-- DATA EXTRACT start --

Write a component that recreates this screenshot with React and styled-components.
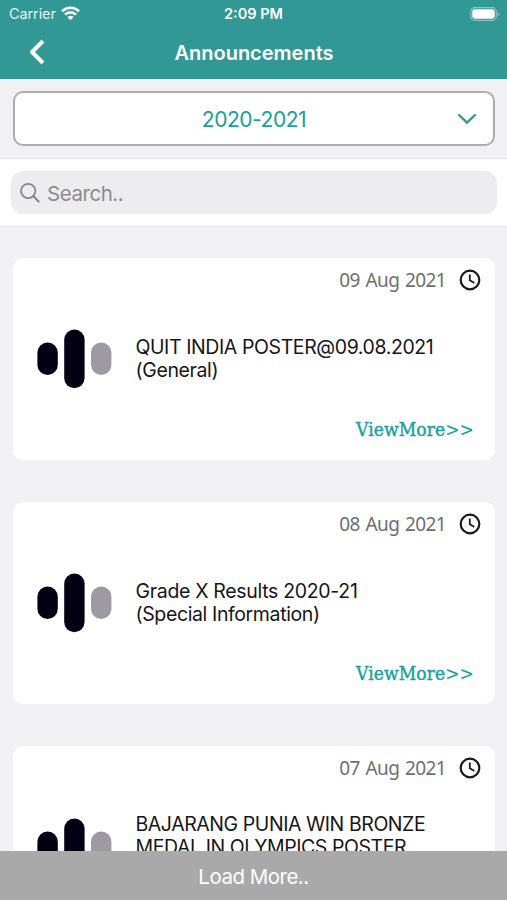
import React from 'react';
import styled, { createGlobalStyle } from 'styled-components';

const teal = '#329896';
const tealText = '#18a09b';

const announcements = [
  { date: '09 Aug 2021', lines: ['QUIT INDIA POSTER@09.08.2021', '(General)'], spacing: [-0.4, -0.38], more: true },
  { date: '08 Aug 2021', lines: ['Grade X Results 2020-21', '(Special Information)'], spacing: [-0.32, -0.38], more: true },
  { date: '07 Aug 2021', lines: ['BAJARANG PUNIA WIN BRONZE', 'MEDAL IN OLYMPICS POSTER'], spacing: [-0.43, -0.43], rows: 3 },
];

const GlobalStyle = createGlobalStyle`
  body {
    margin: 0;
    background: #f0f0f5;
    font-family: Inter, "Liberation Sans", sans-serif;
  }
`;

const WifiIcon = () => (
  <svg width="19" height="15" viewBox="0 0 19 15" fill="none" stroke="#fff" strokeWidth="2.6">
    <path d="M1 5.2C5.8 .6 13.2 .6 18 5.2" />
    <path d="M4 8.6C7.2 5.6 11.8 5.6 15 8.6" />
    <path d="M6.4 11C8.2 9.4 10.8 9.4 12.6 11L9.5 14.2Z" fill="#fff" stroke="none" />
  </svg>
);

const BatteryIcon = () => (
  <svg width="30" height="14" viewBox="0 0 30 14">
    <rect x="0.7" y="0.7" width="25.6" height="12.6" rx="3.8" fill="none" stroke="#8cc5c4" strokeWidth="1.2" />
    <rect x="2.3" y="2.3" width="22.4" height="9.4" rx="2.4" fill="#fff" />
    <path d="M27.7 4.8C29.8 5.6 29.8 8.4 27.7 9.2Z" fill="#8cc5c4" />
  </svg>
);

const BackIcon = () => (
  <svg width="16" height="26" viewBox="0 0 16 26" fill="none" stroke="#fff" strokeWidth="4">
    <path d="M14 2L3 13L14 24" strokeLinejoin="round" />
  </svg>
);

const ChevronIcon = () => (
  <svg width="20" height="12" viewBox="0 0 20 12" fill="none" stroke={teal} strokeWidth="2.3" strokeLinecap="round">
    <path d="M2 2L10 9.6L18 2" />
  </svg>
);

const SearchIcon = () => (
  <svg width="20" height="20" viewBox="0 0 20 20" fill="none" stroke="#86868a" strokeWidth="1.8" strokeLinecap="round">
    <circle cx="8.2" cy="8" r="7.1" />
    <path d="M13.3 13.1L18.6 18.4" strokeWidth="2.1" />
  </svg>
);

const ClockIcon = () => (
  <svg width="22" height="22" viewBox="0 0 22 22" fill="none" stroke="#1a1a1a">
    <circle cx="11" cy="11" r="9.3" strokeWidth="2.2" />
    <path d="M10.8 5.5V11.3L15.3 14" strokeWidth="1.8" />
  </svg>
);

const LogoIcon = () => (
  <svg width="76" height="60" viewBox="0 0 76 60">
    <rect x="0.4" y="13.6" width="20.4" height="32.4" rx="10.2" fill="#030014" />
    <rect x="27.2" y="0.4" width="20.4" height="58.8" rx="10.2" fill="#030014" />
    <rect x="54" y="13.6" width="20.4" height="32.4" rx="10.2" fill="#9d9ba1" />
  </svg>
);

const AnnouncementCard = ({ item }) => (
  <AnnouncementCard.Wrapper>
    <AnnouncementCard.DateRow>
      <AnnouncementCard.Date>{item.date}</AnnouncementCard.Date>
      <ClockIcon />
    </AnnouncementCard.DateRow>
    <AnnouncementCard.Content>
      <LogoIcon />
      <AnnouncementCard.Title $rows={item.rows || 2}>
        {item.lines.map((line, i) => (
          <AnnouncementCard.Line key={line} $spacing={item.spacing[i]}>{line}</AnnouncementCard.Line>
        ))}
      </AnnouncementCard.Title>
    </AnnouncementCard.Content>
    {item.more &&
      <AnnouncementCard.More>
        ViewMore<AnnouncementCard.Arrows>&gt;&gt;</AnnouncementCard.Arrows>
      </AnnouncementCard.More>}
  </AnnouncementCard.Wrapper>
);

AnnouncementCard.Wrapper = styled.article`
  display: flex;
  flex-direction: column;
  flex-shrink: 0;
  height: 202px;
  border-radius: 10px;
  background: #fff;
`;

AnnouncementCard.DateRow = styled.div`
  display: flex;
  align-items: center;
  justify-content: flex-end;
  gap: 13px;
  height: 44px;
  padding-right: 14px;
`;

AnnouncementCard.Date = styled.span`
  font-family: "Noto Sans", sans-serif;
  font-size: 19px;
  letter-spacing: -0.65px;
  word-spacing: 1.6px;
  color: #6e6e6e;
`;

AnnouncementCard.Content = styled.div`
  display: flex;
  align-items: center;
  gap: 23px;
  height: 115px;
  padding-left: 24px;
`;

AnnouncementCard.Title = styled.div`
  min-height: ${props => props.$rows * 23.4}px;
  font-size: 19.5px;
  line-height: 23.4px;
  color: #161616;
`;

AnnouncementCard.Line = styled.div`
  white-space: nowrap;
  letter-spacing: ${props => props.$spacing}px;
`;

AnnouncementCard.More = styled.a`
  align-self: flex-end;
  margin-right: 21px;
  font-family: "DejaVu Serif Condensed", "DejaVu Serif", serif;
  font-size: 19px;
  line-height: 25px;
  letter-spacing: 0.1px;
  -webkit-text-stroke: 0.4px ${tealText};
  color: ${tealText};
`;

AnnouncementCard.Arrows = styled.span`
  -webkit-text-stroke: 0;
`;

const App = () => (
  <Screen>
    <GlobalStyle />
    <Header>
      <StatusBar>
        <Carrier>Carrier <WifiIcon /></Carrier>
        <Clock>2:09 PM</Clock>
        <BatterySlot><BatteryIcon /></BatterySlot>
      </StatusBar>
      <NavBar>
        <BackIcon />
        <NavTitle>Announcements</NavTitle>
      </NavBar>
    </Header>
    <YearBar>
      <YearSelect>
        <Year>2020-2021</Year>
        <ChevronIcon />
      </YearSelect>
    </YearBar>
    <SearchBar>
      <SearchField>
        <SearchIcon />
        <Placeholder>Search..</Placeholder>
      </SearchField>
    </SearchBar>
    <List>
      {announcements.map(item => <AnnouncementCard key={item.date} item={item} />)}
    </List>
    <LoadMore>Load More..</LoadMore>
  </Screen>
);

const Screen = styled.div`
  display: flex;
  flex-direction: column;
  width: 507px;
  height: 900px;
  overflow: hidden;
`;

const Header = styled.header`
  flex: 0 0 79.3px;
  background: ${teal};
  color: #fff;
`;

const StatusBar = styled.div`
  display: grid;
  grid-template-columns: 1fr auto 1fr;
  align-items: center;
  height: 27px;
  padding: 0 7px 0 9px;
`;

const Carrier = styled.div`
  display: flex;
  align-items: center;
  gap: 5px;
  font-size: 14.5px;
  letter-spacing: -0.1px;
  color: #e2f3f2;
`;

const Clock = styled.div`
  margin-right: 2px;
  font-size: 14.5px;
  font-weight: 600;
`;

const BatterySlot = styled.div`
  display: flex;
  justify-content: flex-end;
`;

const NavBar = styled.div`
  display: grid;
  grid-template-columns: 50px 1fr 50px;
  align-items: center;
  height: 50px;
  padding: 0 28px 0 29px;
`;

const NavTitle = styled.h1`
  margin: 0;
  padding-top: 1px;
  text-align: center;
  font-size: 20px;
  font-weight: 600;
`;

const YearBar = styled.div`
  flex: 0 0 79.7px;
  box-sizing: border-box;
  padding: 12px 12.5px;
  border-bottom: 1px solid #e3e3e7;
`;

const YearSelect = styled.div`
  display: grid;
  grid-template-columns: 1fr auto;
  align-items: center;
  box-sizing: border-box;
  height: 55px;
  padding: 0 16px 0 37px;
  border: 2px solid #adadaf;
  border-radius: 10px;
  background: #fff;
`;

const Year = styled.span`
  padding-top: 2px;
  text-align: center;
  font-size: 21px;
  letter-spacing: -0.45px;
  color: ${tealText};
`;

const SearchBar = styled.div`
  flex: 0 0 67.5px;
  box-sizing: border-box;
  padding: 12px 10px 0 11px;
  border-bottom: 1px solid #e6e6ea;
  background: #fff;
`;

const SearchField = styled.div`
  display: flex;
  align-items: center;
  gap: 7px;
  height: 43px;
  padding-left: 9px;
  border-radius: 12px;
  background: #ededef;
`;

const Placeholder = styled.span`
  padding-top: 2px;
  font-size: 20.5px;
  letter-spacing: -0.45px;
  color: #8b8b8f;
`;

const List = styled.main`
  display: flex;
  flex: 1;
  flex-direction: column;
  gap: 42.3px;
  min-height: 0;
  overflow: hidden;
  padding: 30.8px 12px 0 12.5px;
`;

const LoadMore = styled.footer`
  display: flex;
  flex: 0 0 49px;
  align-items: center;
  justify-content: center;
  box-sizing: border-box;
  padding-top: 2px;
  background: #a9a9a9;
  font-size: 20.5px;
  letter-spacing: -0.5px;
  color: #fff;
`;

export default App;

-- DATA EXTRACT end --

* [GIVEN PROBLEM]:
Write out each line of the listing above, exactly, from its first line to the line holding "const tealText = '#18a09b';", inclusive. Skip the pictures.

* [TASK RESPONSE]:
Write a component that recreates this screenshot with React and styled-components.
import React from 'react';
import styled, { createGlobalStyle } from 'styled-components';

const teal = '#329896';
const tealText = '#18a09b';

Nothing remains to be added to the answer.